▸ What is expected
Lines containing the string "styles" are to be counted; report only how many there are.

▸ Source data
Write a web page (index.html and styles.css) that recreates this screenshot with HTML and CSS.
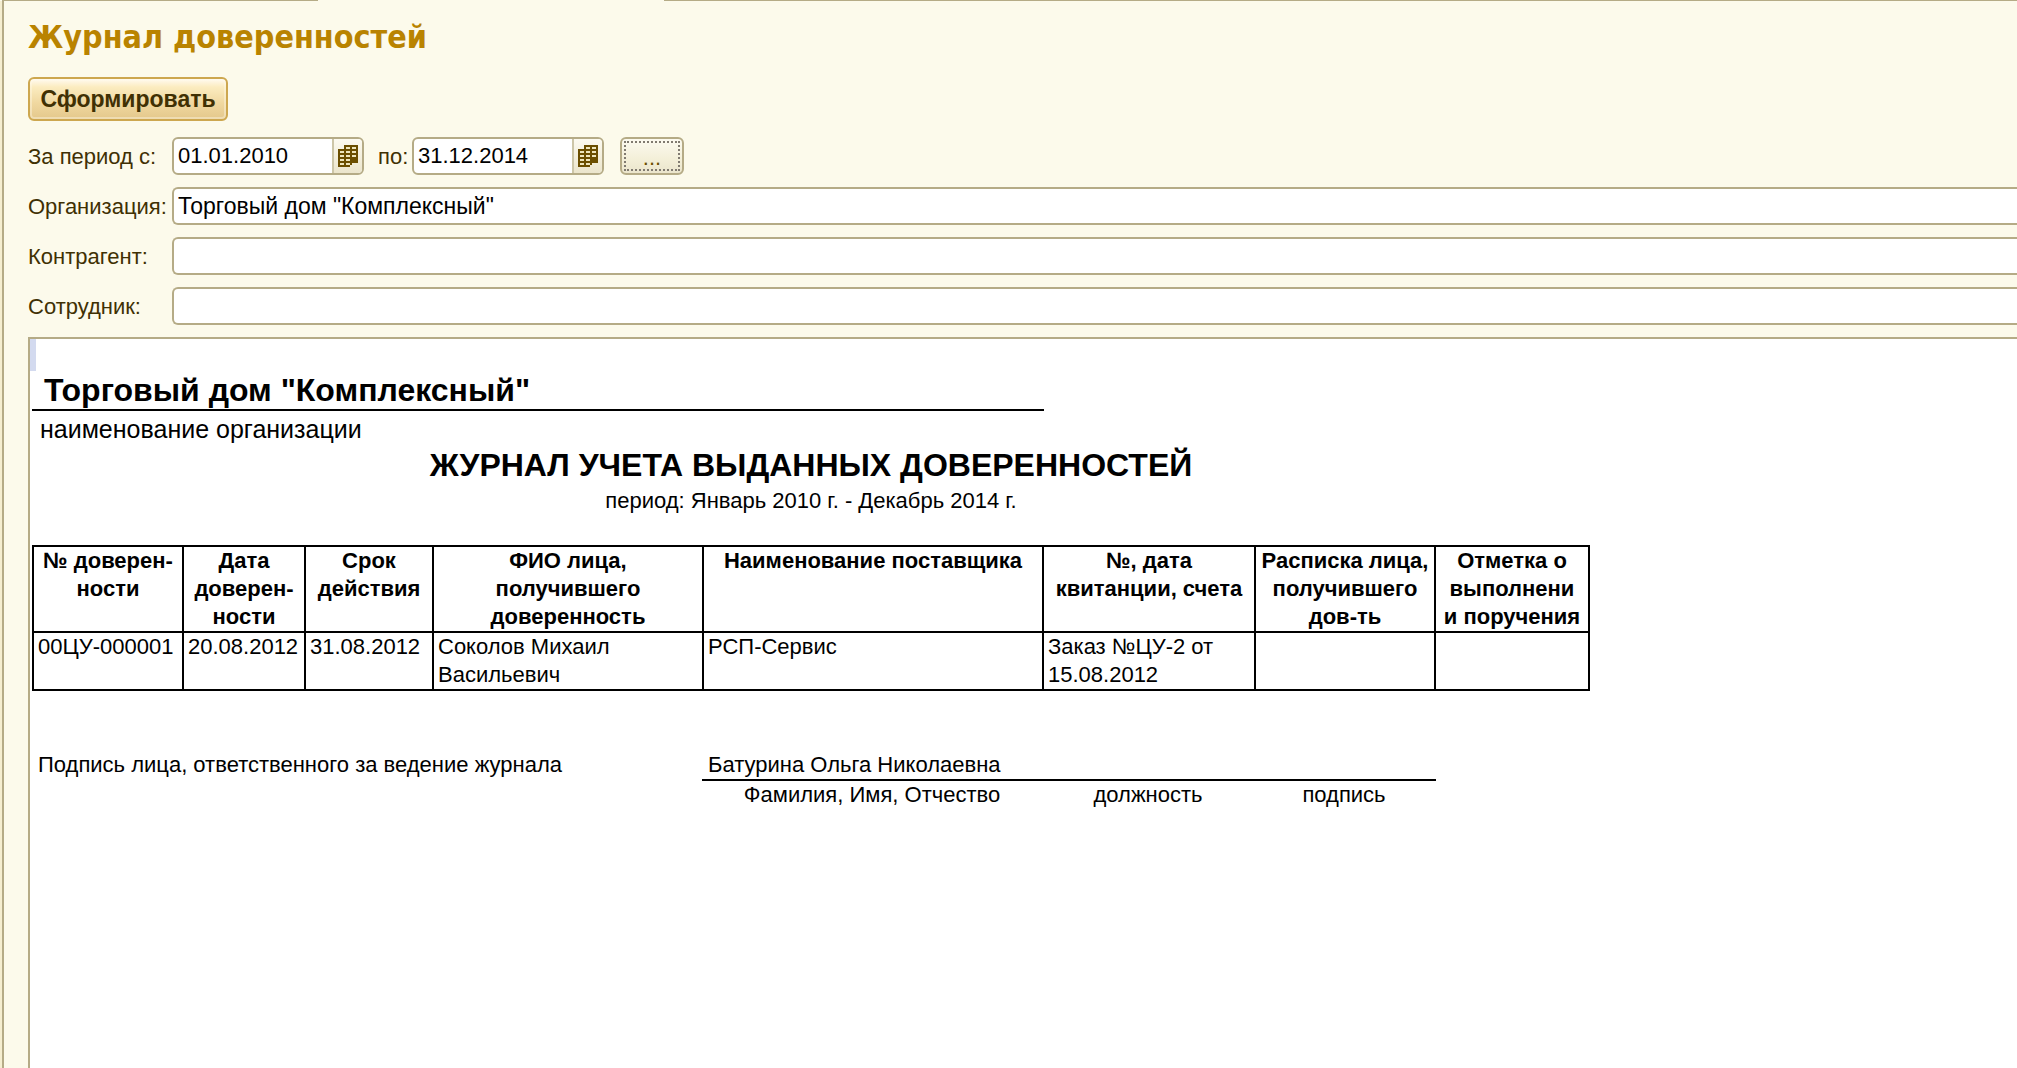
FILE: index.html
```
<!DOCTYPE html>
<html lang="ru">
<head>
<meta charset="utf-8">
<title>Журнал доверенностей</title>
<link rel="stylesheet" href="styles.css">
</head>
<body>
<svg class="sprite" aria-hidden="true">
  <symbol id="calendar" viewBox="0 0 20 22">
    <path d="M6 0h14v18h-6v4H0V4h6z" fill="#6b4e00"/>
    <path d="M8 2h4v2H8zM14 2h4v2h-4zM2 6h4v2H2zM8 6h4v2H8zM14 6h4v2h-4zM2 10h4v2H2zM8 10h4v2H8zM14 10h4v2h-4zM2 14h4v2H2zM8 14h4v2H8zM2 18h4v2H2zM8 18h4v2H8z" fill="#efe6bd"/>
    <path d="M12 20h2v2h-2z" fill="#efe9d2"/>
  </symbol>
</svg>
<div class="tab-edge"><span class="tab-edge-left"></span><span class="tab-edge-gap"></span><span class="tab-edge-right"></span></div>
<main class="window">
  <h1 class="window-title">Журнал доверенностей</h1>
  <form class="filters">
    <button class="run" type="button">Сформировать</button>
    <div class="row">
      <label class="label" for="from">За период с:</label>
      <div class="date">
        <input class="date-input" id="from" type="text" value="01.01.2010">
        <button class="date-pick" type="button" aria-label="Выбрать дату начала"><svg class="icon"><use href="#calendar"/></svg></button>
      </div>
      <label class="label-to" for="to">по:</label>
      <div class="date">
        <input class="date-input" id="to" type="text" value="31.12.2014">
        <button class="date-pick" type="button" aria-label="Выбрать дату окончания"><svg class="icon"><use href="#calendar"/></svg></button>
      </div>
      <button class="more" type="button"><span class="more-focus">...</span></button>
    </div>
    <div class="row">
      <label class="label" for="org">Организация:</label>
      <input class="field" id="org" type="text" value="Торговый дом &quot;Комплексный&quot;">
    </div>
    <div class="row">
      <label class="label" for="partner">Контрагент:</label>
      <input class="field" id="partner" type="text">
    </div>
    <div class="row">
      <label class="label" for="employee">Сотрудник:</label>
      <input class="field" id="employee" type="text">
    </div>
  </form>
  <section class="report">
    <div class="cell-marker"></div>
    <div class="sheet">
      <p class="org-name">Торговый дом "Комплексный"</p>
      <p class="org-caption">наименование организации</p>
      <h2 class="report-title">ЖУРНАЛ УЧЕТА ВЫДАННЫХ ДОВЕРЕННОСТЕЙ</h2>
      <p class="report-period">период: Январь 2010 г. - Декабрь 2014 г.</p>
      <table class="journal">
        <colgroup>
          <col class="col-number"><col class="col-date"><col class="col-term"><col class="col-person"><col class="col-supplier"><col class="col-receipt"><col class="col-sign"><col class="col-mark">
        </colgroup>
        <thead>
          <tr>
            <th>№ доверен-<br>ности</th>
            <th>Дата<br>доверен-<br>ности</th>
            <th>Срок<br>действия</th>
            <th>ФИО лица,<br>получившего<br>доверенность</th>
            <th>Наименование поставщика</th>
            <th>№, дата<br>квитанции, счета</th>
            <th>Расписка лица,<br>получившего<br>дов-ть</th>
            <th>Отметка о<br>выполнени<br>и поручения</th>
          </tr>
        </thead>
        <tbody>
          <tr>
            <td>00ЦУ-000001</td>
            <td>20.08.2012</td>
            <td>31.08.2012</td>
            <td>Соколов Михаил<br>Васильевич</td>
            <td>РСП-Сервис</td>
            <td>Заказ №ЦУ-2 от<br>15.08.2012</td>
            <td></td>
            <td></td>
          </tr>
        </tbody>
      </table>
      <div class="signature">
        <p class="signature-label">Подпись лица, ответственного за ведение журнала</p>
        <div class="signature-block">
          <p class="signature-name">Батурина Ольга Николаевна</p>
          <div class="signature-captions">
            <span>Фамилия, Имя, Отчество</span>
            <span>должность</span>
            <span>подпись</span>
          </div>
        </div>
      </div>
    </div>
  </section>
</main>
</body>
</html>
```
FILE: styles.css
```
* { box-sizing: border-box; }

body {
  margin: 0;
  min-height: 100vh;
  display: flex;
  flex-direction: column;
  overflow-x: hidden;
  background: #fcfaeb;
  color: #403003;
  font: 22px/28px "Liberation Sans", Arial, sans-serif;
}

h1, h2, p { margin: 0; }
input, button { font: inherit; margin: 0; }
.sprite { display: none; }

/* upper edge of the window, open under the active tab */
.tab-edge { display: flex; height: 1px; padding-left: 2px; }
.tab-edge-left { width: 316px; background: #b5ab86; }
.tab-edge-gap { width: 346px; }
.tab-edge-right { flex: 1; background: #b5ab86; }

.window {
  flex: 1;
  display: flex;
  flex-direction: column;
  margin-left: 2px;
  padding: 16px 0 0 24px;
  border-left: 2px solid #b5ab86;
  box-shadow: -2px 0 #f5eed0;
}

.window-title {
  color: #b98300;
  font: bold 32px/40px "DejaVu Sans Condensed", "DejaVu Sans", sans-serif;
}

.filters {
  display: flex;
  flex-direction: column;
  gap: 12px;
  padding: 20px 0 12px;
}

.run {
  align-self: flex-start;
  width: 200px;
  height: 44px;
  margin-bottom: 4px;
  padding: 0;
  border: 2px solid #cda74f;
  border-radius: 6px;
  background: linear-gradient(#fffaf0, #fbecc0 20%, #f0d8a0 60%, #e4c88c);
  box-shadow: inset 0 0 0 2px rgba(255, 250, 235, 0.4);
  color: #403003;
  font-size: 23px;
  font-weight: bold;
}

.row { display: flex; align-items: center; height: 38px; }
.label { flex: none; width: 144px; padding-top: 2px; }
.label-to { width: 48px; padding: 2px 0 0 14px; }

.field, .date, .more {
  height: 38px;
  border: 2px solid #b5ab86;
  border-radius: 6px;
}

.field {
  flex: 1;
  min-width: 0;
  padding: 0 4px;
  border-right: 0;
  border-radius: 6px 0 0 6px;
  background: #fff;
  color: #000;
  font-size: 23px;
}

.date { display: flex; width: 192px; overflow: hidden; background: #fff; }
.date-input {
  flex: 1;
  min-width: 0;
  padding: 0 4px;
  border: 0;
  background: none;
  color: #000;
}
.date-pick {
  display: grid;
  place-items: center;
  width: 30px;
  padding: 0;
  border: 0;
  border-left: 2px solid #cdc6a8;
  background: linear-gradient(#fcfaf0, #ebe5cc);
}
.icon { width: 20px; height: 22px; }

.more {
  width: 64px;
  margin-left: 16px;
  padding: 2px;
  background: linear-gradient(#fcfaf0, #f3efd8 60%, #ebe5cc);
  color: #6b4e00;
}
.more-focus {
  display: block;
  height: 30px;
  border: 2px dotted #807a70;
  line-height: 30px;
}

.report {
  flex: 1;
  border: solid #b5ab86;
  border-width: 2px 0 0 2px;
  background: #fff;
  color: #000;
}
.cell-marker { width: 6px; height: 32px; background: #d3daef; }
.sheet { width: 1558px; margin-left: 2px; }

.org-name {
  width: 1012px;
  padding-left: 12px;
  border-bottom: 2px solid #000;
  font-size: 32px;
  font-weight: bold;
  line-height: 38px;
}
.org-caption { padding-left: 8px; font-size: 25px; line-height: 36px; }
.report-title { font-size: 32px; line-height: 36px; text-align: center; }
.report-period { line-height: 36px; text-align: center; }

.journal {
  width: 1558px;
  margin-top: 26px;
  border-collapse: collapse;
  table-layout: fixed;
}
.journal th, .journal td { padding: 0 4px; border: 2px solid #000; vertical-align: top; white-space: nowrap; }
.journal th { padding: 0; }
.journal td { height: 58px; text-align: left; }
.col-number { width: 150px; }
.col-date { width: 122px; }
.col-term { width: 128px; }
.col-person { width: 270px; }
.col-supplier { width: 340px; }
.col-receipt { width: 212px; }
.col-sign { width: 180px; }
.col-mark { width: 154px; }

.signature { display: flex; padding-top: 60px; }
.signature-label { width: 670px; padding-left: 6px; }
.signature-block { width: 734px; }
.signature-name { padding-left: 6px; border-bottom: 2px solid #000; }
.signature-captions {
  display: grid;
  grid-template-columns: 340px 212px 180px;
  text-align: center;
}
```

▸ Response for this exercise
3